■ Directions ■
Return each line of the listing below, unchanged, and omit the images.
--*--
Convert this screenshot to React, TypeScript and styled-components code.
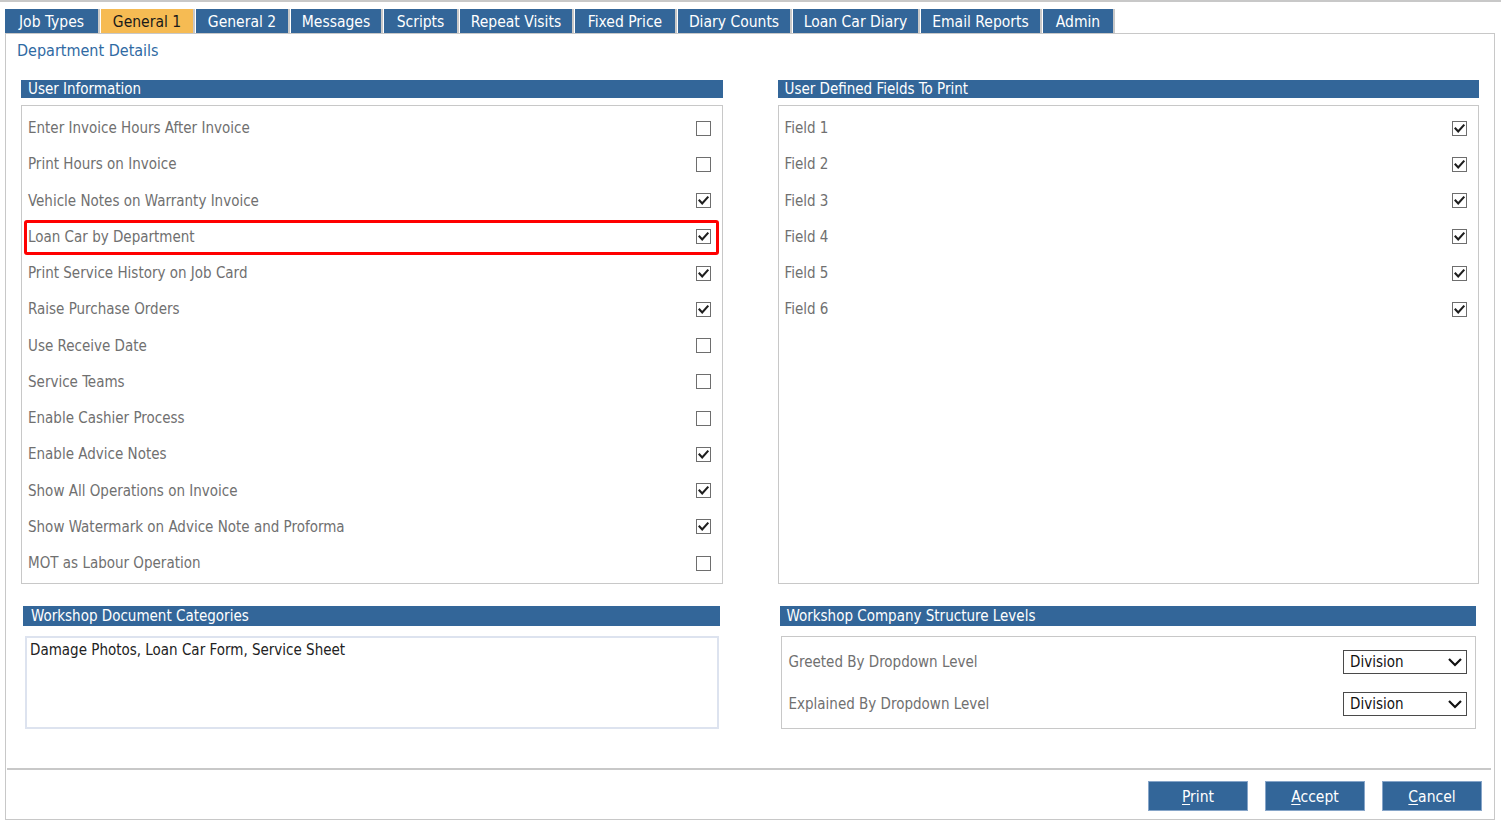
import React from 'react';
import styled, { createGlobalStyle } from 'styled-components';

const GlobalStyle = createGlobalStyle`
  html, body {
    margin: 0;
    padding: 0;
    background: #fff;
  }
  body {
    font-family: "DejaVu Sans Condensed", "DejaVu Sans", "Liberation Sans", sans-serif;
    font-stretch: condensed;
  }
`;

const BLUE = '#336699';
const LINE = '#c8c8c8';

const tabs: [string, number][] = [
  ['Job Types', 93], ['General 1', 92], ['General 2', 92], ['Messages', 90],
  ['Scripts', 73], ['Repeat Visits', 112], ['Fixed Price', 100], ['Diary Counts', 112],
  ['Loan Car Diary', 125], ['Email Reports', 119], ['Admin', 70],
];

const userInfo: [string, boolean][] = [
  ['Enter Invoice Hours After Invoice', false],
  ['Print Hours on Invoice', false],
  ['Vehicle Notes on Warranty Invoice', true],
  ['Loan Car by Department', true],
  ['Print Service History on Job Card', true],
  ['Raise Purchase Orders', true],
  ['Use Receive Date', false],
  ['Service Teams', false],
  ['Enable Cashier Process', false],
  ['Enable Advice Notes', true],
  ['Show All Operations on Invoice', true],
  ['Show Watermark on Advice Note and Proforma', true],
  ['MOT as Labour Operation', false],
];

const fields = ['Field 1', 'Field 2', 'Field 3', 'Field 4', 'Field 5', 'Field 6'];

const Page = styled.div`
  border-top: 2px solid ${LINE};
  height: 822px;
  padding: 7px 6px 0 5px;
  box-sizing: border-box;
`;

const TabBar = styled.div`
  display: flex;
  height: 24px;
`;

const Tab = styled.div<{ $active?: boolean; $w: number }>`
  display: flex;
  align-items: center;
  justify-content: center;
  width: ${p => p.$w}px;
  margin-right: 3px;
  padding-top: 2px;
  box-sizing: border-box;
  background: ${p => (p.$active ? '#f6bb53' : BLUE)};
  color: ${p => (p.$active ? '#1a1a1a' : '#fff')};
  font-size: 15.5px;
  box-shadow: 1px 0 0 ${LINE}, 2px 0 0 ${LINE};
  white-space: nowrap;
`;

const Panel = styled.div`
  border: 1px solid ${LINE};
  height: 787px;
  box-sizing: border-box;
  display: flex;
  flex-direction: column;
`;

const Title = styled.div`
  color: #2f6aa3;
  font-size: 16px;
  padding: 7px 0 0 11px;
  height: 34px;
  box-sizing: border-box;
`;

const Columns = styled.div<{ $pad: string; $gap: number }>`
  display: grid;
  grid-template-columns: 1fr 1fr;
  column-gap: ${p => p.$gap}px;
  padding: ${p => p.$pad};
`;

const Section = styled.div``;

const Header = styled.div<{ $h: number; $mb: number; $indent: number }>`
  background: ${BLUE};
  color: #fff;
  font-size: 15px;
  height: ${p => p.$h}px;
  line-height: ${p => p.$h}px;
  padding-left: ${p => p.$indent}px;
  margin-bottom: ${p => p.$mb}px;
  white-space: nowrap;
`;

const ListBox = styled.div`
  border: 1px solid ${LINE};
  height: 479px;
  box-sizing: border-box;
  padding-top: 4px;
`;

const Row = styled.div<{ $flagged?: boolean }>`
  position: relative;
  display: flex;
  align-items: center;
  justify-content: space-between;
  height: 36.25px;
  padding: 0 11px 0 6px;
  color: #707070;
  font-size: 15px;

  ${p =>
    p.$flagged &&
    `
    &::after {
      content: '';
      position: absolute;
      left: 2px;
      right: 3px;
      top: 1px;
      bottom: 0px;
      border: 3px solid #ff0000;
      border-radius: 3px;
    }
  `}
`;

const CheckWrap = styled.span`
  display: inline-flex;
  width: 15px;
  height: 15px;
`;

const Check = ({ on }: { on: boolean }) => (
  <CheckWrap>
    <svg width="15" height="15" viewBox="0 0 15 15">
      <rect x="0.5" y="0.5" width="14" height="14" fill="#fff" stroke="#6e6e6e" />
      {on && (
        <path d="M3.5 7.6 L6.2 10.4 L11.6 4.4" fill="none" stroke="#1e1e1e" strokeWidth="2.1" strokeLinecap="square" />
      )}
    </svg>
  </CheckWrap>
);

const NotesBox = styled.div`
  border: 2px solid #dde3ef;
  height: 93px;
  margin: 0 1px 0 2px;
  box-sizing: border-box;
  padding: 3px 3px;
  color: #222;
  font-size: 15px;
`;

const LevelBox = styled.div`
  border: 1px solid ${LINE};
  height: 93px;
  margin-left: 1px;
  box-sizing: border-box;
  padding: 13px 8px 0 7px;
  display: flex;
  flex-direction: column;
  gap: 18px;
`;

const LevelRow = styled.div`
  display: flex;
  align-items: center;
  justify-content: space-between;
  color: #707070;
  font-size: 15px;
  height: 24px;
`;

const Select = styled.div`
  width: 124px;
  height: 24px;
  box-sizing: border-box;
  border: 1px solid #4a4a4a;
  display: flex;
  align-items: center;
  justify-content: space-between;
  padding: 0 2px 0 6px;
  color: #111;
  font-size: 15px;
`;

const Footer = styled.div`
  margin-top: auto;
  border-top: 2px solid ${LINE};
  margin-left: 1px;
  margin-right: 3px;
  height: 51px;
  display: flex;
  justify-content: flex-end;
  align-items: flex-start;
  gap: 17px;
  padding: 11px 9px 0 0;
  box-sizing: border-box;
`;

const Button = styled.button`
  width: 100px;
  height: 30px;
  background: ${BLUE};
  border: 1px solid #86a5c9;
  color: #fff;
  font-family: inherit;
  font-stretch: condensed;
  font-size: 15.5px;
  padding: 1px 0 0;
  cursor: pointer;

  u {
    text-decoration-thickness: 1px;
    text-underline-offset: 2px;
  }
`;

const Chevron = () => (
  <svg width="18" height="14" viewBox="0 0 18 14">
    <path d="M3 4 L9 10 L15 4" fill="none" stroke="#111" strokeWidth="2.2" />
  </svg>
);

const LevelSelect = () => (
  <Select>
    Division
    <Chevron />
  </Select>
);

export default function App() {
  return (
    <>
      <GlobalStyle />
      <Page>
        <TabBar>
          {tabs.map(([t, w]) => (
            <Tab key={t} $w={w} $active={t === 'General 1'}>
              {t}
            </Tab>
          ))}
        </TabBar>
        <Panel>
          <Title>Department Details</Title>
          <Columns $pad="12px 15px 0 15px" $gap={55}>
            <Section>
              <Header $h={18} $mb={7} $indent={7}>User Information</Header>
              <ListBox>
                {userInfo.map(([label, on]) => (
                  <Row key={label} $flagged={label === 'Loan Car by Department'}>
                    {label}
                    <Check on={on} />
                  </Row>
                ))}
              </ListBox>
            </Section>
            <Section>
              <Header $h={18} $mb={7} $indent={7}>User Defined Fields To Print</Header>
              <ListBox>
                {fields.map(f => (
                  <Row key={f}>
                    {f}
                    <Check on />
                  </Row>
                ))}
              </ListBox>
            </Section>
          </Columns>
          <Columns $pad="22px 18px 0 17px" $gap={60}>
            <Section>
              <Header $h={20} $mb={10} $indent={8}>Workshop Document Categories</Header>
              <NotesBox>Damage Photos, Loan Car Form, Service Sheet</NotesBox>
            </Section>
            <Section>
              <Header $h={20} $mb={10} $indent={7}>Workshop Company Structure Levels</Header>
              <LevelBox>
                <LevelRow>
                  Greeted By Dropdown Level
                  <LevelSelect />
                </LevelRow>
                <LevelRow>
                  Explained By Dropdown Level
                  <LevelSelect />
                </LevelRow>
              </LevelBox>
            </Section>
          </Columns>
          <Footer>
            <Button><u>P</u>rint</Button>
            <Button><u>A</u>ccept</Button>
            <Button><u>C</u>ancel</Button>
          </Footer>
        </Panel>
      </Page>
    </>
  );
}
--*--
■ Exercise output ■
Convert this screenshot to React, TypeScript and styled-components code.
import React from 'react';
import styled, { createGlobalStyle } from 'styled-components';

const GlobalStyle = createGlobalStyle`
  html, body {
    margin: 0;
    padding: 0;
    background: #fff;
  }
  body {
    font-family: "DejaVu Sans Condensed", "DejaVu Sans", "Liberation Sans", sans-serif;
    font-stretch: condensed;
  }
`;

const BLUE = '#336699';
const LINE = '#c8c8c8';

const tabs: [string, number][] = [
  ['Job Types', 93], ['General 1', 92], ['General 2', 92], ['Messages', 90],
  ['Scripts', 73], ['Repeat Visits', 112], ['Fixed Price', 100], ['Diary Counts', 112],
  ['Loan Car Diary', 125], ['Email Reports', 119], ['Admin', 70],
];

const userInfo: [string, boolean][] = [
  ['Enter Invoice Hours After Invoice', false],
  ['Print Hours on Invoice', false],
  ['Vehicle Notes on Warranty Invoice', true],
  ['Loan Car by Department', true],
  ['Print Service History on Job Card', true],
  ['Raise Purchase Orders', true],
  ['Use Receive Date', false],
  ['Service Teams', false],
  ['Enable Cashier Process', false],
  ['Enable Advice Notes', true],
  ['Show All Operations on Invoice', true],
  ['Show Watermark on Advice Note and Proforma', true],
  ['MOT as Labour Operation', false],
];

const fields = ['Field 1', 'Field 2', 'Field 3', 'Field 4', 'Field 5', 'Field 6'];

const Page = styled.div`
  border-top: 2px solid ${LINE};
  height: 822px;
  padding: 7px 6px 0 5px;
  box-sizing: border-box;
`;

const TabBar = styled.div`
  display: flex;
  height: 24px;
`;

const Tab = styled.div<{ $active?: boolean; $w: number }>`
  display: flex;
  align-items: center;
  justify-content: center;
  width: ${p => p.$w}px;
  margin-right: 3px;
  padding-top: 2px;
  box-sizing: border-box;
  background: ${p => (p.$active ? '#f6bb53' : BLUE)};
  color: ${p => (p.$active ? '#1a1a1a' : '#fff')};
  font-size: 15.5px;
  box-shadow: 1px 0 0 ${LINE}, 2px 0 0 ${LINE};
  white-space: nowrap;
`;

const Panel = styled.div`
  border: 1px solid ${LINE};
  height: 787px;
  box-sizing: border-box;
  display: flex;
  flex-direction: column;
`;

const Title = styled.div`
  color: #2f6aa3;
  font-size: 16px;
  padding: 7px 0 0 11px;
  height: 34px;
  box-sizing: border-box;
`;

const Columns = styled.div<{ $pad: string; $gap: number }>`
  display: grid;
  grid-template-columns: 1fr 1fr;
  column-gap: ${p => p.$gap}px;
  padding: ${p => p.$pad};
`;

const Section = styled.div``;

const Header = styled.div<{ $h: number; $mb: number; $indent: number }>`
  background: ${BLUE};
  color: #fff;
  font-size: 15px;
  height: ${p => p.$h}px;
  line-height: ${p => p.$h}px;
  padding-left: ${p => p.$indent}px;
  margin-bottom: ${p => p.$mb}px;
  white-space: nowrap;
`;

const ListBox = styled.div`
  border: 1px solid ${LINE};
  height: 479px;
  box-sizing: border-box;
  padding-top: 4px;
`;

const Row = styled.div<{ $flagged?: boolean }>`
  position: relative;
  display: flex;
  align-items: center;
  justify-content: space-between;
  height: 36.25px;
  padding: 0 11px 0 6px;
  color: #707070;
  font-size: 15px;

  ${p =>
    p.$flagged &&
    `
    &::after {
      content: '';
      position: absolute;
      left: 2px;
      right: 3px;
      top: 1px;
      bottom: 0px;
      border: 3px solid #ff0000;
      border-radius: 3px;
    }
  `}
`;

const CheckWrap = styled.span`
  display: inline-flex;
  width: 15px;
  height: 15px;
`;

const Check = ({ on }: { on: boolean }) => (
  <CheckWrap>
    <svg width="15" height="15" viewBox="0 0 15 15">
      <rect x="0.5" y="0.5" width="14" height="14" fill="#fff" stroke="#6e6e6e" />
      {on && (
        <path d="M3.5 7.6 L6.2 10.4 L11.6 4.4" fill="none" stroke="#1e1e1e" strokeWidth="2.1" strokeLinecap="square" />
      )}
    </svg>
  </CheckWrap>
);

const NotesBox = styled.div`
  border: 2px solid #dde3ef;
  height: 93px;
  margin: 0 1px 0 2px;
  box-sizing: border-box;
  padding: 3px 3px;
  color: #222;
  font-size: 15px;
`;

const LevelBox = styled.div`
  border: 1px solid ${LINE};
  height: 93px;
  margin-left: 1px;
  box-sizing: border-box;
  padding: 13px 8px 0 7px;
  display: flex;
  flex-direction: column;
  gap: 18px;
`;

const LevelRow = styled.div`
  display: flex;
  align-items: center;
  justify-content: space-between;
  color: #707070;
  font-size: 15px;
  height: 24px;
`;

const Select = styled.div`
  width: 124px;
  height: 24px;
  box-sizing: border-box;
  border: 1px solid #4a4a4a;
  display: flex;
  align-items: center;
  justify-content: space-between;
  padding: 0 2px 0 6px;
  color: #111;
  font-size: 15px;
`;

const Footer = styled.div`
  margin-top: auto;
  border-top: 2px solid ${LINE};
  margin-left: 1px;
  margin-right: 3px;
  height: 51px;
  display: flex;
  justify-content: flex-end;
  align-items: flex-start;
  gap: 17px;
  padding: 11px 9px 0 0;
  box-sizing: border-box;
`;

const Button = styled.button`
  width: 100px;
  height: 30px;
  background: ${BLUE};
  border: 1px solid #86a5c9;
  color: #fff;
  font-family: inherit;
  font-stretch: condensed;
  font-size: 15.5px;
  padding: 1px 0 0;
  cursor: pointer;

  u {
    text-decoration-thickness: 1px;
    text-underline-offset: 2px;
  }
`;

const Chevron = () => (
  <svg width="18" height="14" viewBox="0 0 18 14">
    <path d="M3 4 L9 10 L15 4" fill="none" stroke="#111" strokeWidth="2.2" />
  </svg>
);

const LevelSelect = () => (
  <Select>
    Division
    <Chevron />
  </Select>
);

export default function App() {
  return (
    <>
      <GlobalStyle />
      <Page>
        <TabBar>
          {tabs.map(([t, w]) => (
            <Tab key={t} $w={w} $active={t === 'General 1'}>
              {t}
            </Tab>
          ))}
        </TabBar>
        <Panel>
          <Title>Department Details</Title>
          <Columns $pad="12px 15px 0 15px" $gap={55}>
            <Section>
              <Header $h={18} $mb={7} $indent={7}>User Information</Header>
              <ListBox>
                {userInfo.map(([label, on]) => (
                  <Row key={label} $flagged={label === 'Loan Car by Department'}>
                    {label}
                    <Check on={on} />
                  </Row>
                ))}
              </ListBox>
            </Section>
            <Section>
              <Header $h={18} $mb={7} $indent={7}>User Defined Fields To Print</Header>
              <ListBox>
                {fields.map(f => (
                  <Row key={f}>
                    {f}
                    <Check on />
                  </Row>
                ))}
              </ListBox>
            </Section>
          </Columns>
          <Columns $pad="22px 18px 0 17px" $gap={60}>
            <Section>
              <Header $h={20} $mb={10} $indent={8}>Workshop Document Categories</Header>
              <NotesBox>Damage Photos, Loan Car Form, Service Sheet</NotesBox>
            </Section>
            <Section>
              <Header $h={20} $mb={10} $indent={7}>Workshop Company Structure Levels</Header>
              <LevelBox>
                <LevelRow>
                  Greeted By Dropdown Level
                  <LevelSelect />
                </LevelRow>
                <LevelRow>
                  Explained By Dropdown Level
                  <LevelSelect />
                </LevelRow>
              </LevelBox>
            </Section>
          </Columns>
          <Footer>
            <Button><u>P</u>rint</Button>
            <Button><u>A</u>ccept</Button>
            <Button><u>C</u>ancel</Button>
          </Footer>
        </Panel>
      </Page>
    </>
  );
}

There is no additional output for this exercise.